Até Julho de 2020, 52 pessoas tinham morrido e 96 ficaram feridas por minas terrestres e armadilhas deixadas nos bairros líbios, reportou a ONU.
Motivados por Dinheiro
Especialistas afirmam que os russos não estão na Líbia em apoio a qualquer ideologia particular, nem estão interessados em deixar o país estável e pacífico. Estão num país devastado porque estão interessados nos despojos da guerra: as grandes riquezas de petróleo e gás da Líbia. Estão também a tentar ficar numa situação favorável para terem acesso às bases militares e estão a condicionar, para o seu próprio proveito, o futuro governo. A Líbia é apreciada pela sua localização estratégica no Mar Mediterrâneo.
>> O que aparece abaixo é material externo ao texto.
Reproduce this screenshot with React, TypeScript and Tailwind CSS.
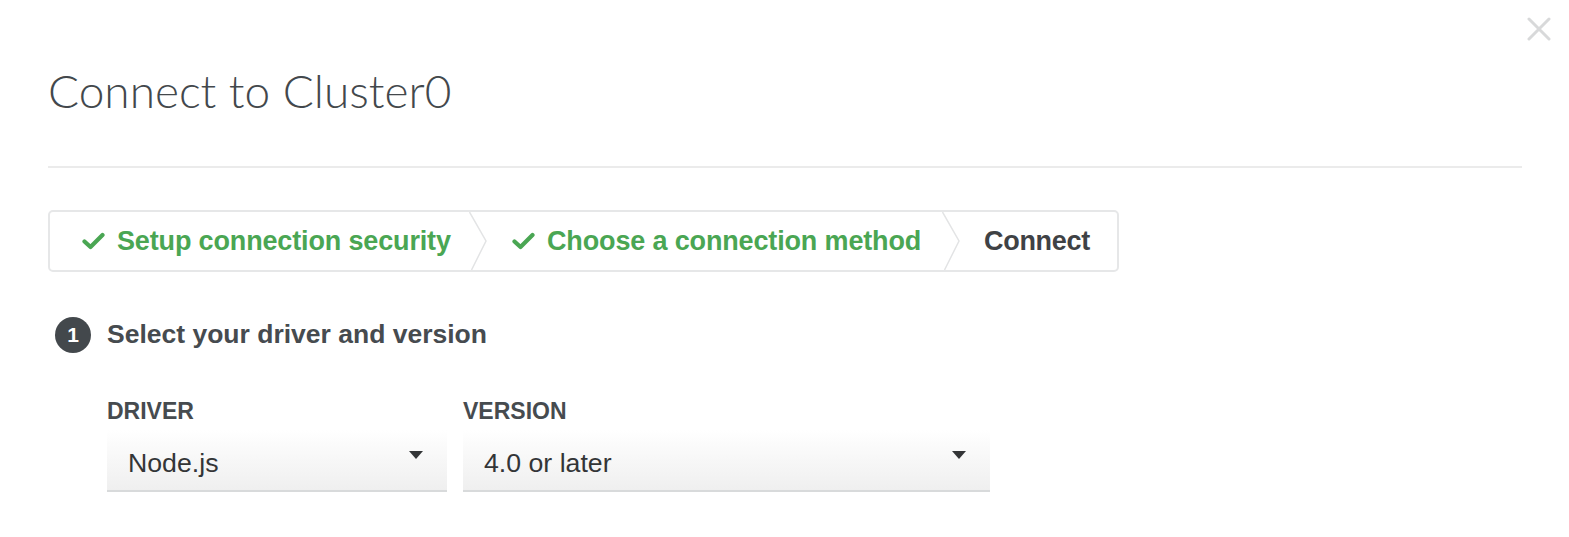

Um antigo combatente do Grupo Wagner confirmou isso à BBC, dizendo que o grupo mercenário “É uma estrutura que visa promover os interesses do Estado além das fronteiras do nosso país.”
Jelena Aparac, presidente do Grupo de Trabalho das Nações Unidas sobre a Utilização de Mercenários, disse que a presença destes mercenários coloca em perigo o futuro da Líbia, incluindo as eleições gerais de Dezembro de 2021.
“Os líbios devem ser capazes de levar a cabo o processo de votação num ambiente seguro, e a presença destes actores impede isso,” escreveu Aparac, no relatório de Julho de 2021.
O Primeiro-Ministro Dbeibah disse ao parlamento que o processo de paz depende da retirada dos combatentes estrangeiros.
“Os mercenários são uma facada nas costas, têm de sair,” afirmou, conforme noticiado pela Agence France-Presse. “A nossa soberania é violada pela presença de mercenários.”